Justamente para vencer o preconceito e conscientizar as pessoas sobre prevenção, tratamento e diagnóstico precoce é que foi criado o Dia Mundial de Luta Contra a Aids, que foi celebrado nesta sexta-feira (1º). A data foi instituída pela Organização Mundial de Saúde (OMS).
O primeiro single do álbum Older, de George Michael, foi inspirado no ex-namorado do artista, o brasileiro Anselmo Feleppa. Ele também morreu, em 1993, em decorrência da Aids. No ano passado, a doença continua matando, ainda que passado 30 anos. O país registrou mais de 10 mil mortes. Deste total, cerca de 61% eram pessoas negras. Por conta disso, o Programa Conjunto das Nações Unidas sobre HIV/Aids (Unaids) definiu três metas globais, a serem alcançadas até 2030, a fim de que a Aids deixe de ser uma ameaça à saúde pública. Isso porque, a cada minuto, uma vida é perdida para a Aids.
Portanto, ações de conscientização são fundamentais para divulgar a importância da prevenção e do diagnóstico precoce.

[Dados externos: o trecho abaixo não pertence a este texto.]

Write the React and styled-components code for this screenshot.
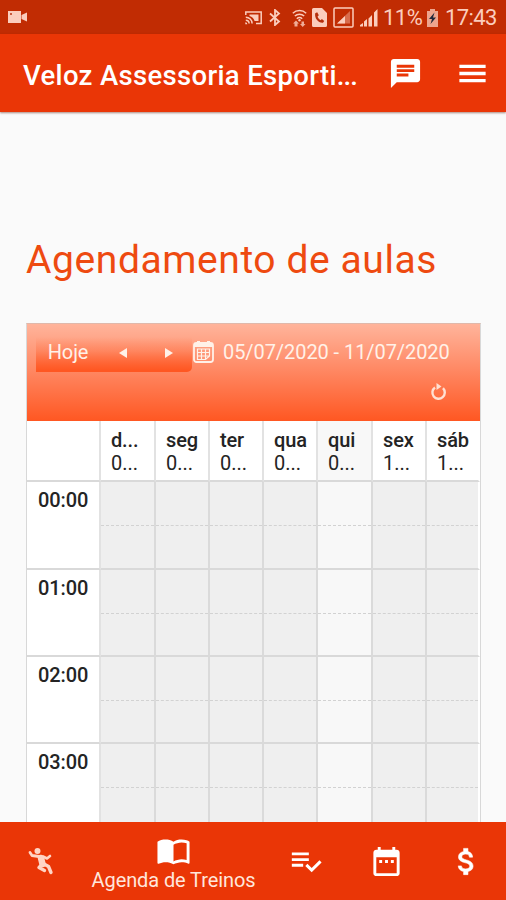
import React from "react";
import styled, { createGlobalStyle } from "styled-components";

const GlobalStyle = createGlobalStyle`
  * { box-sizing: border-box; }
  body { margin: 0; font-family: Roboto, sans-serif; background: #fafafa; }
`;

const Screen = styled.div`
  width: 506px;
  height: 900px;
  display: flex;
  flex-direction: column;
  overflow: hidden;
  background: #fafafa;
`;

const StatusBar = styled.div`
  flex: none;
  height: 34px;
  display: flex;
  align-items: center;
  padding: 1px 9px 0 7px;
  background: #c12c03;
  color: #fbcdbd;
`;

const StatusIcon = styled.svg`
  flex: none;
  display: block;
  width: ${(p) => p.$w}px;
  height: ${(p) => p.$h}px;
  margin-left: ${(p) => p.$gap || 0}px;
  fill: currentColor;
`;

const Spacer = styled.div`
  flex: 1;
`;

const StatusText = styled.span`
  font-size: 22px;
  line-height: 34px;
  width: ${(p) => p.$w}px;
  margin-left: ${(p) => p.$gap}px;
  letter-spacing: ${(p) => p.$track}px;
  white-space: nowrap;
`;

const AppBar = styled.header`
  flex: none;
  height: 78px;
  display: flex;
  align-items: center;
  padding: 0 16px 0 23px;
  background: #ea3606;
  color: #fff;
  box-shadow: 0 1px 2px rgba(90, 20, 0, 0.5);
  z-index: 1;
`;

const AppTitle = styled.h1`
  margin: 5px 0 0;
  width: 363px;
  font-size: 27.5px;
  font-weight: 500;
  line-height: 34px;
  letter-spacing: 0.33px;
  white-space: nowrap;
`;

const TitleDots = styled.span`
  letter-spacing: -0.9px;
`;

const BarIcon = styled.svg`
  flex: none;
  display: block;
  width: ${(p) => p.$size}px;
  height: ${(p) => p.$size}px;
  margin-left: ${(p) => p.$gap || 0}px;
  fill: #fff;
`;

const Content = styled.main`
  flex: 1;
  min-height: 0;
  overflow: hidden;
  padding: 123px 25px 0 26px;
`;

const Heading = styled.h2`
  margin: 0;
  height: 88px;
  font-size: 39px;
  font-weight: 400;
  line-height: 50px;
  letter-spacing: 0.58px;
  white-space: nowrap;
  color: #ee4a10;
`;

const Scheduler = styled.section`
  width: 455px;
  border: 1px solid #d8d8d8;
  border-top-color: #e0b8aa;
  background: #fff;
`;

const Toolbar = styled.div`
  height: 97px;
  padding: 13px 0 0 9px;
  background: linear-gradient(#ffb49b, #ff8a66 45%, #ff5722);
  color: #fff1e8;
`;

const ToolbarRow = styled.div`
  display: flex;
  align-items: center;
`;

const NavGroup = styled.div`
  display: grid;
  grid-template-columns: 64px 46px 46px;
  width: 156px;
  height: 35px;
  align-items: center;
  justify-items: center;
  padding-bottom: 3px;
  border-radius: 0 0 5px 0;
  background: linear-gradient(rgba(255, 87, 34, 0), rgba(255, 87, 34, 0.3) 40%, #ff5722 95%);
`;

const NavLabel = styled.span`
  font-size: 20px;
  line-height: 24px;
  margin-top: -2px;
  letter-spacing: -0.1px;
`;

const ArrowIcon = styled.svg`
  width: 8px;
  height: 10px;
  fill: #fff1e8;
`;

const CalendarIcon = styled.svg`
  width: 21px;
  height: 22px;
  margin: 0 9px 5px 1px;
`;

const DateRange = styled.span`
  font-size: 20px;
  line-height: 24px;
  letter-spacing: -0.07px;
  margin-bottom: 5px;
  white-space: nowrap;
`;

const RefreshRow = styled.div`
  display: flex;
  justify-content: flex-end;
  padding: 11px 33px 0 0;
`;

const RefreshIcon = styled.svg`
  width: 17px;
  height: 18px;
`;

const Columns = styled.div`
  display: grid;
  grid-template-columns: 74px 55px 54px 54px 54px 55px 54px 53px;
`;

const HeadCell = styled.div`
  height: 61px;
  padding: 8px 0 0 10px;
  border-right: 2px solid ${(p) => (p.$last ? "transparent" : "#e2e2e2")};
  border-bottom: 2px solid #d9d9d9;
  background: ${(p) => (p.$today ? "#f8f8f8" : "#fff")};
  color: #242424;
  font-size: 20px;
  font-weight: 500;
  line-height: 23px;
  white-space: nowrap;
`;

const DayName = styled.div`
  letter-spacing: -0.15px;
`;

const DayDate = styled.div`
  font-weight: 400;
`;

const HourCell = styled.div`
  height: ${(p) => p.$h}px;
  padding: 6px 0 0 11px;
  border-right: 2px solid #e2e2e2;
  border-bottom: 2px solid #d9d9d9;
  color: #242424;
  font-size: 20px;
  font-weight: 500;
  line-height: 24px;
  letter-spacing: -0.1px;
`;

const SlotCell = styled.div`
  display: flex;
  flex-direction: column;
  height: ${(p) => p.$h}px;
  border-right: 2px solid ${(p) => (p.$last ? "transparent" : "#dadada")};
  border-bottom: 2px solid #d9d9d9;
  background: ${(p) => (p.$today ? "#f8f8f8" : "#efefef")};
  background-clip: padding-box;
`;

const HalfHour = styled.div`
  height: 44px;
  border-bottom: 1px dashed #d2d2d2;
`;

const BottomNav = styled.nav`
  flex: none;
  height: 78px;
  display: grid;
  grid-template-columns: 81px 185px 80px 80px 80px;
  background: #ea3606;
  color: #fff;
  z-index: 1;
`;

const NavItem = styled.div`
  display: flex;
  flex-direction: column;
  align-items: center;
  padding-top: ${(p) => p.$top}px;
`;

const NavIcon = styled.svg`
  display: block;
  width: ${(p) => p.$size}px;
  height: ${(p) => p.$size}px;
  fill: ${(p) => p.$tint || "#fff"};
`;

const NavText = styled.span`
  font-size: 20px;
  line-height: 24px;
  letter-spacing: -0.1px;
  color: #ffe6dc;
  white-space: nowrap;
`;

const days = [
  ["d...", "0..."],
  ["seg", "0..."],
  ["ter", "0..."],
  ["qua", "0..."],
  ["qui", "0..."],
  ["sex", "1..."],
  ["sáb", "1..."],
];
const TODAY = 4;
const hours = [
  ["00:00", 88],
  ["01:00", 87],
  ["02:00", 87],
  ["03:00", 88],
];

function StatusIcons() {
  return (
    <>
      <StatusIcon $w={20} $h={13} viewBox="0 0 20 13">
        <path d="M1 0h13v12H1zM14.5 4 20 1.5v9L14.5 8z" />
        <path d="M3 2h2v2H3z" fill="#c95a3d" />
      </StatusIcon>
      <Spacer />
      <StatusIcon $w={17} $h={14} viewBox="0 0 17 14">
        <path d="M.8 4V1h15.4v11.5H11M.8 6.2a6.3 6.3 0 0 1 6.3 6.3M.8 9.2a3.3 3.3 0 0 1 3.3 3.3" fill="none" stroke="currentColor" strokeWidth="1.5" />
        <path d="M.3 11.3a2 2 0 0 1 2 2h-2zM4.5 3.5h9V10H9.6A8 8 0 0 0 4.5 5z" />
      </StatusIcon>
      <StatusIcon $w={12} $h={17} $gap={7} viewBox="0 0 12 17">
        <path d="m1 4.5 9 8L6 16V1l4 3.5-9 8" fill="none" stroke="currentColor" strokeWidth="1.8" />
      </StatusIcon>
      <StatusIcon $w={15} $h={18} $gap={11} viewBox="0 0 15 18">
        <path d="M.8 4.2a10 10 0 0 1 13.4 0M2.8 7a7 7 0 0 1 9.4 0M4.8 9.7a4 4 0 0 1 5.4 0" fill="none" stroke="currentColor" strokeWidth="1.5" />
        <circle cx="7.5" cy="11.3" r="1.2" />
        <path d="M2.5 17.5v-3H1L4 11.5l3 3H5.5v3zM9.5 12.5H12V15h1.500l-2.800 3L8 15h1.500z" opacity=".8" />
      </StatusIcon>
      <StatusIcon $w={15} $h={19} $gap={5} viewBox="0 0 15 19">
        <path d="M1.500 0H10l5 5v12.500a1.500 1.500 0 0 1-1.500 1.500h-12A1.500 1.500 0 0 1 0 17.500v-16A1.500 1.500 0 0 1 1.500 0z" />
        <path d="m3.200 5.300 2-1 1.600 3-1.200 1.200c.6 1.800 1.600 2.900 3 3.700l1.300-1.100 2.300 2-1.200 1.700C6.500 15.300 2.300 10.500 3.200 5.300z" fill="#b52e0c" />
      </StatusIcon>
      <StatusIcon $w={21} $h={21} $gap={6} viewBox="0 0 21 21">
        <rect x="1" y="1" width="19" height="19" rx="1" fill="none" stroke="currentColor" strokeWidth="1.500" />
        <path d="M4 16.500 17 4v12.500z" opacity=".4" />
        <path d="M4 16.500 12 9v7.500z" />
      </StatusIcon>
      <StatusIcon $w={18} $h={18} $gap={6} viewBox="0 0 18 18">
        <path d="M0 17.500V16l3-2v3.500zM4 17.500v-5L7 10v7.500zM8.500 17.500v-8L12 6v11.500zM14 17.500V3.500L17.500 0v17.500z" />
      </StatusIcon>
      <StatusText $w={39} $gap={5} $track={-0.5}>11%</StatusText>
      <StatusIcon $w={11} $h={18} $gap={5} viewBox="0 0 11 18">
        <path d="M3 0h5v2h3v16H0V2h3z" opacity=".75" />
        <path d="M7.500 3.500 2 10h3l-1.500 5L9 8.500H6z" fill="#20283a" />
      </StatusIcon>
      <StatusText $w={52} $gap={7} $track={-0.6}>17:43</StatusText>
    </>
  );
}

export default function App() {
  return (
    <>
      <GlobalStyle />
      <Screen>
        <StatusBar>
          <StatusIcons />
        </StatusBar>
        <AppBar>
          <AppTitle>Veloz Assessoria Esporti<TitleDots>...</TitleDots></AppTitle>
          <BarIcon $size={35} viewBox="0 0 24 24" $gap={3}>
            <path d="M20 2H4c-1.100 0-1.990.9-1.990 2L2 22l4-4h14c1.100 0 2-.9 2-2V4c0-1.100-.9-2-2-2zM6 9h12v2H6V9zm8 5H6v-2h8v2zm4-6H6V6h12v2z" />
          </BarIcon>
          <BarIcon $size={35} viewBox="0 0 24 24" $gap={32}>
            <path d="M3 18h18v-2.300H3V18zm0-4.850h18v-2.300H3v2.300zM3 6v2.300h18V6H3z" />
          </BarIcon>
        </AppBar>
        <Content>
          <Heading>Agendamento de aulas</Heading>
          <Scheduler>
            <Toolbar>
              <ToolbarRow>
                <NavGroup>
                  <NavLabel>Hoje</NavLabel>
                  <ArrowIcon viewBox="0 0 8 10"><path d="M8 0v10L0 5z" /></ArrowIcon>
                  <ArrowIcon viewBox="0 0 8 10"><path d="M0 0v10l8-5z" /></ArrowIcon>
                </NavGroup>
                <CalendarIcon viewBox="0 0 21 22">
                  <rect x="1" y="2" width="19" height="19" rx="2.500" fill="none" stroke="#fff1e8" strokeWidth="1.800" />
                  <path d="M1 2h19v4H1zM4 0h3v3H4zM14 0h3v3h-3z" fill="#fff1e8" />
                  <path d="M4.500 8h12v7l-4 3.500h-8zM8.500 8v10.500M12.500 8v10.500M4.500 11.500h12M4.500 15h12" fill="none" stroke="#fff1e8" strokeWidth="1.200" />
                </CalendarIcon>
                <DateRange>05/07/2020 - 11/07/2020</DateRange>
              </ToolbarRow>
              <RefreshRow>
                <RefreshIcon viewBox="0 0 17 18">
                  <path d="M5 4.500A6.200 6.200 0 1 0 13 5.200" fill="none" stroke="#ffe0d2" strokeWidth="2.400" />
                  <path d="M6.500 0v7l5-3.500z" fill="#ffe0d2" />
                </RefreshIcon>
              </RefreshRow>
            </Toolbar>
            <Columns>
              <HeadCell />
              {days.map(([name, date], i) => (
                <HeadCell key={i} $today={i === TODAY} $last={i === 6}>
                  <DayName>{name}</DayName>
                  <DayDate>{date}</DayDate>
                </HeadCell>
              ))}
              {hours.map(([label, h]) => (
                <React.Fragment key={label}>
                  <HourCell $h={h}>{label}</HourCell>
                  {days.map((_, i) => (
                    <SlotCell key={i} $h={h} $today={i === TODAY} $last={i === 6}>
                      <HalfHour />
                    </SlotCell>
                  ))}
                </React.Fragment>
              ))}
            </Columns>
          </Scheduler>
        </Content>
        <BottomNav>
          <NavItem $top={25}>
            <NavIcon $size={28} viewBox="0 0 28 28" $tint="#ffd5c5">
              <circle cx="10.500" cy="4" r="3" />
              <g fill="none" stroke="#ffd5c5" strokeLinecap="round" strokeLinejoin="round">
                <path d="M3 5.500 5 8.500l7 1" strokeWidth="2.800" />
                <path d="M14 11 15.500 17" strokeWidth="6.500" />
                <path d="M16 9.500 20 11.500 23 9" strokeWidth="2.600" />
                <path d="M14 18.500 12 20.500 17.500 23.500" strokeWidth="3.400" />
                <path d="M17 17 21.500 19.500 24 25.500" strokeWidth="3.400" />
              </g>
            </NavIcon>
          </NavItem>
          <NavItem $top={11}>
            <NavIcon $size={35} viewBox="0 0 24 24">
              <path d="M21 5c-1.110-.35-2.330-.5-3.500-.5-1.950 0-4.050.4-5.500 1.500-1.450-1.100-3.550-1.500-5.500-1.500S2.450 4.900 1 6v14.650c0 .25.25.5.5.5.1 0 .15-.05.25-.05C3.100 20.450 5.050 20 6.500 20c1.950 0 4.050.4 5.500 1.500 1.350-.85 3.800-1.500 5.500-1.500 1.650 0 3.350.3 4.750 1.050.1.05.15.05.25.05.25 0 .5-.25.5-.5V6c-.6-.45-1.250-.75-2-1zm0 13.500c-1.100-.35-2.300-.5-3.500-.5-1.700 0-4.150.65-5.500 1.500V8c1.350-.85 3.800-1.500 5.500-1.500 1.200 0 2.400.15 3.500.5v11.500z" />
            </NavIcon>
            <NavText>Agenda de Treinos</NavText>
          </NavItem>
          <NavItem $top={22}>
            <NavIcon $size={34} viewBox="0 0 24 24">
              <path d="M14 10H2v2h12v-2zm0-4H2v2h12V6zM2 16h8v-2H2v2zm19.500-4.500L23 13l-6.990 7-4.510-4.500L13 14l3.010 3 5.490-5.500z" />
            </NavIcon>
          </NavItem>
          <NavItem $top={22}>
            <NavIcon $size={35} viewBox="0 0 24 24">
              <path d="M9 11H7v2h2v-2zm4 0h-2v2h2v-2zm4 0h-2v2h2v-2zm2-7h-1V2h-2v2H8V2H6v2H5c-1.110 0-1.990.9-1.990 2L3 20c0 1.100.89 2 2 2h14c1.100 0 2-.9 2-2V6c0-1.100-.9-2-2-2zm0 16H5V9h14v11z" />
            </NavIcon>
          </NavItem>
          <NavItem $top={22}>
            <NavIcon $size={35} viewBox="0 0 24 24">
              <path stroke="#fff" strokeWidth=".4" d="M11.800 10.900c-2.270-.59-3-1.200-3-2.150 0-1.090 1.010-1.850 2.700-1.850 1.780 0 2.440.85 2.500 2.100h2.210c-.07-1.720-1.120-3.300-3.210-3.810V3h-3v2.160c-1.940.42-3.500 1.680-3.500 3.610 0 2.310 1.910 3.460 4.700 4.130 2.500.6 3 1.480 3 2.410 0 .69-.49 1.790-2.700 1.790-2.060 0-2.870-.92-2.980-2.100h-2.200c.12 2.190 1.760 3.420 3.680 3.830V21h3v-2.150c1.950-.37 3.500-1.500 3.500-3.550 0-2.840-2.430-3.810-4.700-4.400z" />
            </NavIcon>
          </NavItem>
        </BottomNav>
      </Screen>
    </>
  );
}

Mas, também servem para veicular mensagens de esperança e solidariedade, numa luta que deve ser contra a doença e nunca contra os portadores do HIV.
Essa reportagem encerra ao som de uma música composta por Gonzaguinha. Justamente, para levar uma mensagem de esperança, principalmente, quanto ao avanço da ciência, visando a descoberta de uma cura para a Aids. Além disso, para incentivar a construção de uma sociedade mais justa e igualitária, alinhada a uma cultura de paz, onde o respeito é a chave que abre todas as portas…“Viver e não ter a vergonha/De ser feliz/Cantar, e cantar, e cantar/A beleza de ser um eterno aprendiz/Ah, meu Deus!/Eu sei, eu sei/Que a vida devia ser bem melhor/E será!/Mas isso não impede/Que eu repita/É bonita, é bonita.”